* [Entries shown]
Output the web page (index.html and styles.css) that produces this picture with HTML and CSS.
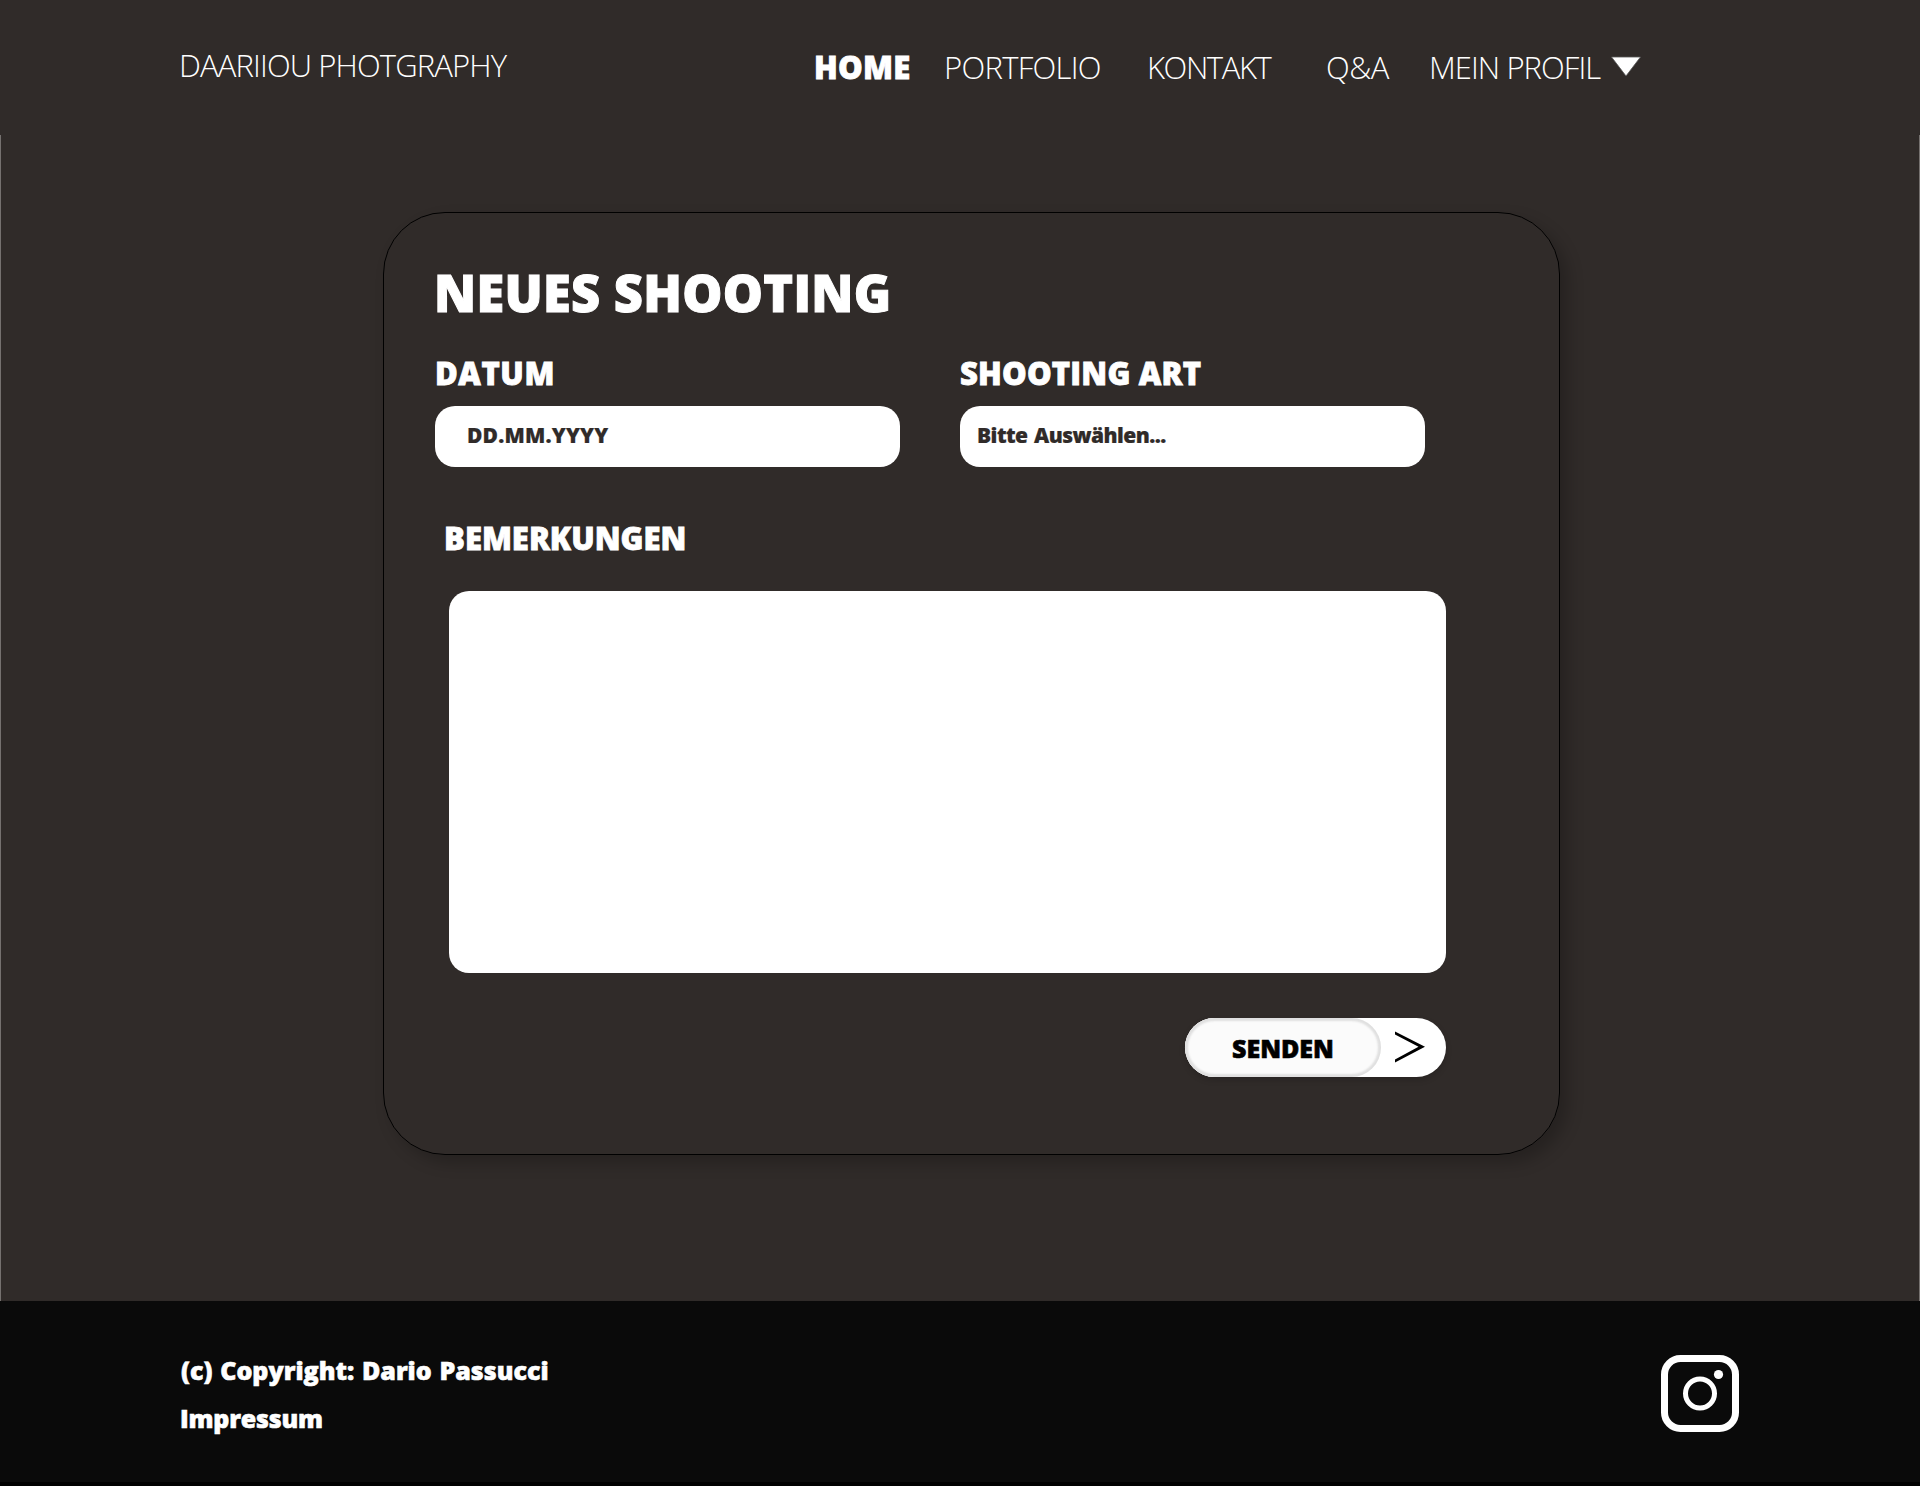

* * *

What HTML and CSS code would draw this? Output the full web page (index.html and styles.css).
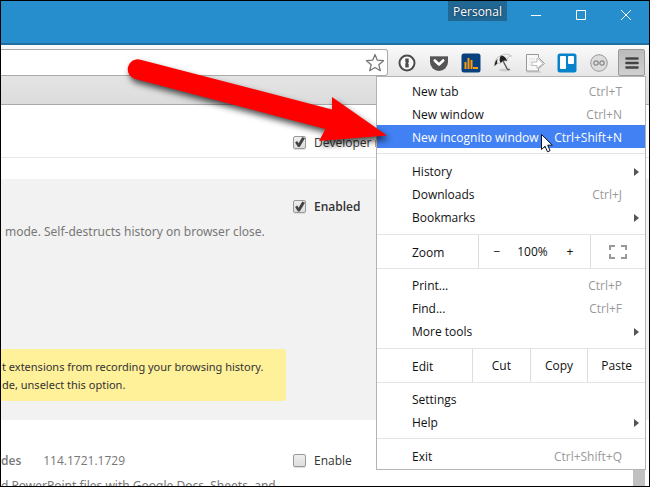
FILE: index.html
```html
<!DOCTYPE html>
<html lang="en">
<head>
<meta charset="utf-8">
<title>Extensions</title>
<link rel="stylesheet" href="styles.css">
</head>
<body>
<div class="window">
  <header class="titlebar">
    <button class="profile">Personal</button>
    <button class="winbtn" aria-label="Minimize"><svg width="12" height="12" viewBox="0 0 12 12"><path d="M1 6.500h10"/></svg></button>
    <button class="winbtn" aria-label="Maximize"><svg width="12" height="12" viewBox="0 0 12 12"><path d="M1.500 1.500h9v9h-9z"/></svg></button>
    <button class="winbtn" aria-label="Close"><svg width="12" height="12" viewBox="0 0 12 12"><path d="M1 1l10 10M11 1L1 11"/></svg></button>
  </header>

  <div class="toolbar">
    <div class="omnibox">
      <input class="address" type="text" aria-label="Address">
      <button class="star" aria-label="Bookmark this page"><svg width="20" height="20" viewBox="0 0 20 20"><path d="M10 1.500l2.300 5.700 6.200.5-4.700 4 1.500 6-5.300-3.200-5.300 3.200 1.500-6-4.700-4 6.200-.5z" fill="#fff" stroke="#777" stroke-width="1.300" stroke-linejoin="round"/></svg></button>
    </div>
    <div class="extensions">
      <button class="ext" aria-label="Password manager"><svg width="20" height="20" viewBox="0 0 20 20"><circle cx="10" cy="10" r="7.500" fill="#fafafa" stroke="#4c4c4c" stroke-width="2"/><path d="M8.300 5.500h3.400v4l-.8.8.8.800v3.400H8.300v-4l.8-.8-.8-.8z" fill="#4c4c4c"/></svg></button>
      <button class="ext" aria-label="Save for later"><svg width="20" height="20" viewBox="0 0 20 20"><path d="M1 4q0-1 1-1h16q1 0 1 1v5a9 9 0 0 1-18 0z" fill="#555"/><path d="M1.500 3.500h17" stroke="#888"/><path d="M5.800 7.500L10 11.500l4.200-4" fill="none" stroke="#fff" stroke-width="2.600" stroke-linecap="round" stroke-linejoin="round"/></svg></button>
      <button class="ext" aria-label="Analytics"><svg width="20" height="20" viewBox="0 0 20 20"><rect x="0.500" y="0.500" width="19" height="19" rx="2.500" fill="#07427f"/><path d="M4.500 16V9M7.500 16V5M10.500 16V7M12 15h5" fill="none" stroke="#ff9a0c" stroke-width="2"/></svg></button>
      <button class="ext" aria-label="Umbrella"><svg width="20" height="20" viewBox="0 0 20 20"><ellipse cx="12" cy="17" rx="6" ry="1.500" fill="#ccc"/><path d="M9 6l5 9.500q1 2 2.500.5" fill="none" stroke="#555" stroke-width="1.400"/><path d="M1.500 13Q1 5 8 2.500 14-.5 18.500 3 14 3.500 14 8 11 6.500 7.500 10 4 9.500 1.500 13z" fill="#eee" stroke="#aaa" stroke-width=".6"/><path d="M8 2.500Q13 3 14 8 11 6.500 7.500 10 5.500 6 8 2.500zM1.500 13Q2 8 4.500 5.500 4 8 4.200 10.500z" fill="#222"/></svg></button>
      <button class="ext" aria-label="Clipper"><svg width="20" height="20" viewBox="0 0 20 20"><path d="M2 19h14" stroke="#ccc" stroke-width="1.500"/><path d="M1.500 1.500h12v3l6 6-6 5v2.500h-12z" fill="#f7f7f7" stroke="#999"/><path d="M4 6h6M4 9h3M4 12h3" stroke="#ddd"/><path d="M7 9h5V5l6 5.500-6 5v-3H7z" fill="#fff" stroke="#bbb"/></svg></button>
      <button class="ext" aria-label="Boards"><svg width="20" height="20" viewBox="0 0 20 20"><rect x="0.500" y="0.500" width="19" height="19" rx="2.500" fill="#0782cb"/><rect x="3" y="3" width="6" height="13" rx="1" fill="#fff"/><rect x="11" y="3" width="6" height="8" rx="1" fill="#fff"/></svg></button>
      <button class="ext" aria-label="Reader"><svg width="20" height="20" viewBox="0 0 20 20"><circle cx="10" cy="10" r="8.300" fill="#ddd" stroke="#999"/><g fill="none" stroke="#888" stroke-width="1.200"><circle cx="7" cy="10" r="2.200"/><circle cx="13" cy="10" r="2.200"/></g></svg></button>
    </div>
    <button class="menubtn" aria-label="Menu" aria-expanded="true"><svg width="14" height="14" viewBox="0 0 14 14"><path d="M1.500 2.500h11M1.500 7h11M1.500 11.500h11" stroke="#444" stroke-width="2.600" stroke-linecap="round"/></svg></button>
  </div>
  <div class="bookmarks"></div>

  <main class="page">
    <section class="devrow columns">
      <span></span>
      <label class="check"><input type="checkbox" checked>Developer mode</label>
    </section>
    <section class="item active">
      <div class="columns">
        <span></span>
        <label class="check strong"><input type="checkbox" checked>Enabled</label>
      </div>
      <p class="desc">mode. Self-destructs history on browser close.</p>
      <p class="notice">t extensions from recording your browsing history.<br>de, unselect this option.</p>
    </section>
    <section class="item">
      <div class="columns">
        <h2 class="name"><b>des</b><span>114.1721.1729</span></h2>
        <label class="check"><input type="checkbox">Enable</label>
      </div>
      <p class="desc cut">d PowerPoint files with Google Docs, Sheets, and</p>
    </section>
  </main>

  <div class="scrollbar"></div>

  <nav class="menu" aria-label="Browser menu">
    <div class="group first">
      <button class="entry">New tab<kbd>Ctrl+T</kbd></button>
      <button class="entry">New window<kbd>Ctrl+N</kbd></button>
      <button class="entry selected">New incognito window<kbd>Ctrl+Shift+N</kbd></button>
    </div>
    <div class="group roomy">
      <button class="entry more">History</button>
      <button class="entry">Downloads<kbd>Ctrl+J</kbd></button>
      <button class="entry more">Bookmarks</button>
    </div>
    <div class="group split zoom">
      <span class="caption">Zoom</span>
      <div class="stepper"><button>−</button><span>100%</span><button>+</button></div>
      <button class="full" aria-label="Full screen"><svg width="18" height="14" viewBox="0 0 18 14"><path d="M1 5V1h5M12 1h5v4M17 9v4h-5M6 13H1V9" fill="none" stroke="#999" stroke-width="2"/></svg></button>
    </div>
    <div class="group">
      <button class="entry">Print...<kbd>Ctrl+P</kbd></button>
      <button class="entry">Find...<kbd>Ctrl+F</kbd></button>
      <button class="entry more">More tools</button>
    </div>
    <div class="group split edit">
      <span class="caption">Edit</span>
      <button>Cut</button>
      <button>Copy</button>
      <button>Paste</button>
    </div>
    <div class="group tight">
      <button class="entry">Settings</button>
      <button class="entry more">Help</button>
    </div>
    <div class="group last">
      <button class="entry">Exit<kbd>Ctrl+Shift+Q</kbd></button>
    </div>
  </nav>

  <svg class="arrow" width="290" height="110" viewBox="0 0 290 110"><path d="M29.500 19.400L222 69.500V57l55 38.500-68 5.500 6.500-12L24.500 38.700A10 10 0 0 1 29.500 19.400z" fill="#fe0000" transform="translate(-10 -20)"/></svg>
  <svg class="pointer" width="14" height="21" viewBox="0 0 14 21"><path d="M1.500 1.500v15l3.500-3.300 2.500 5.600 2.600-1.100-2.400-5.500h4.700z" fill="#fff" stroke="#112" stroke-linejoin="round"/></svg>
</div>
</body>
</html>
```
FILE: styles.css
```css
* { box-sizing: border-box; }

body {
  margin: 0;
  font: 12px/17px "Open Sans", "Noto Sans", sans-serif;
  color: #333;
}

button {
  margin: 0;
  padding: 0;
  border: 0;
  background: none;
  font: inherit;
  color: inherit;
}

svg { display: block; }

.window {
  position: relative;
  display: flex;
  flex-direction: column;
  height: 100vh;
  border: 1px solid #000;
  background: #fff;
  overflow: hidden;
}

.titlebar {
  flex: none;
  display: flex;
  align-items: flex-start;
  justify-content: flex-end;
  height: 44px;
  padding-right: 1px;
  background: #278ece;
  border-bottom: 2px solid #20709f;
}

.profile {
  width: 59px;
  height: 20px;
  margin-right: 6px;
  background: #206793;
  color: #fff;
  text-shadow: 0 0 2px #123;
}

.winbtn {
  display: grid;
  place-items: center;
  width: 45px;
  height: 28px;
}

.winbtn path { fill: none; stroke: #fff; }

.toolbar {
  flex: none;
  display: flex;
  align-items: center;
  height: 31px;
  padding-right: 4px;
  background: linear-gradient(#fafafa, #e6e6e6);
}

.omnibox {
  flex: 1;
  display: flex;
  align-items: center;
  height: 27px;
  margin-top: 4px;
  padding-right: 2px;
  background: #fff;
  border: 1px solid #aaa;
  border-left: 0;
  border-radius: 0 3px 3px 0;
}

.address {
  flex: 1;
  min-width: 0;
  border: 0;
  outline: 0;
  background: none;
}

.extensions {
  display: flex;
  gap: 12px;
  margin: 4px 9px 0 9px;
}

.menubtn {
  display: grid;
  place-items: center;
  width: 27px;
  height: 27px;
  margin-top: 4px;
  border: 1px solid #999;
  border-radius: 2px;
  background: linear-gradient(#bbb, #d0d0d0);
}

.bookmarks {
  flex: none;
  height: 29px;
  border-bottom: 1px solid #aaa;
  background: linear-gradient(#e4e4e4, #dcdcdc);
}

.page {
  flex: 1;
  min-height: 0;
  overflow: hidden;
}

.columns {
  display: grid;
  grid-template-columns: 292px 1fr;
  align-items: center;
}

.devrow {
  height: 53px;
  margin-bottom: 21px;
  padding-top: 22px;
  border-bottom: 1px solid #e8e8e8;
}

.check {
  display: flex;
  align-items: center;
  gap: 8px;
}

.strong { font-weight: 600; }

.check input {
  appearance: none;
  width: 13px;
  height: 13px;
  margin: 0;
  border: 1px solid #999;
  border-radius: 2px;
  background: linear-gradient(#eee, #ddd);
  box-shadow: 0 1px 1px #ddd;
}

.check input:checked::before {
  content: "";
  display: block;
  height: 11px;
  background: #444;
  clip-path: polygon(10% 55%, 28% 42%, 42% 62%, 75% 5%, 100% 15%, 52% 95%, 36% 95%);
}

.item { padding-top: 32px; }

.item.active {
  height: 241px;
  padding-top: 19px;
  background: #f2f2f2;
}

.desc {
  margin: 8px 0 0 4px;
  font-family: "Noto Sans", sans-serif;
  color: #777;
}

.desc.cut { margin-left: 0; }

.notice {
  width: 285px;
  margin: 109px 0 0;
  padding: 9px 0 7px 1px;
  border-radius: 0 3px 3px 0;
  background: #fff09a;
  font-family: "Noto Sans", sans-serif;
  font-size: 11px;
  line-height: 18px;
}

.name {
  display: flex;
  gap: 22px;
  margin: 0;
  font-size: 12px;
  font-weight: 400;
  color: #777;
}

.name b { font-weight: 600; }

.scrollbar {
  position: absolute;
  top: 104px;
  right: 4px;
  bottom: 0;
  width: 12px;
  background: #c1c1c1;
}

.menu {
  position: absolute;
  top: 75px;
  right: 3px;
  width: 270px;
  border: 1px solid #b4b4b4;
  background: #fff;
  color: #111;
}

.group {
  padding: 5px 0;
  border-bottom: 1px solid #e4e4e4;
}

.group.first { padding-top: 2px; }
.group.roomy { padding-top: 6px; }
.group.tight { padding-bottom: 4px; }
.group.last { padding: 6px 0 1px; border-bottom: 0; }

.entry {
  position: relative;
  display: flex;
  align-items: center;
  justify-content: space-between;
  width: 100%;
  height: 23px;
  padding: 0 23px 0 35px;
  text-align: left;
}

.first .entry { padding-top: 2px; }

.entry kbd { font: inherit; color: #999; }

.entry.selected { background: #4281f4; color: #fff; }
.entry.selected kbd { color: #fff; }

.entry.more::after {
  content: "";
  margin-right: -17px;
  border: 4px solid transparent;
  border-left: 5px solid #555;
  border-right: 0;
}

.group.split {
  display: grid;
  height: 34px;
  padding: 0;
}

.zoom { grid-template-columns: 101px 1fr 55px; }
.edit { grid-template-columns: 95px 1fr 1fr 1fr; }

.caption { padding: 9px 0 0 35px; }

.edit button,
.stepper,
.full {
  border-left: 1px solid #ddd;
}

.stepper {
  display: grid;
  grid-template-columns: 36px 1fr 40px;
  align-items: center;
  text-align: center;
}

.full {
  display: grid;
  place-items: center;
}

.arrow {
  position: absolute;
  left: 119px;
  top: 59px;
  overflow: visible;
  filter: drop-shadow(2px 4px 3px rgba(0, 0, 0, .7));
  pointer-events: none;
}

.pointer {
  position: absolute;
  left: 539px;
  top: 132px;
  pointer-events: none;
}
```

* [Problem to work on] Work through the records above line by line and count those that hold the string "this". Give only the result.

* [Exercise result] 4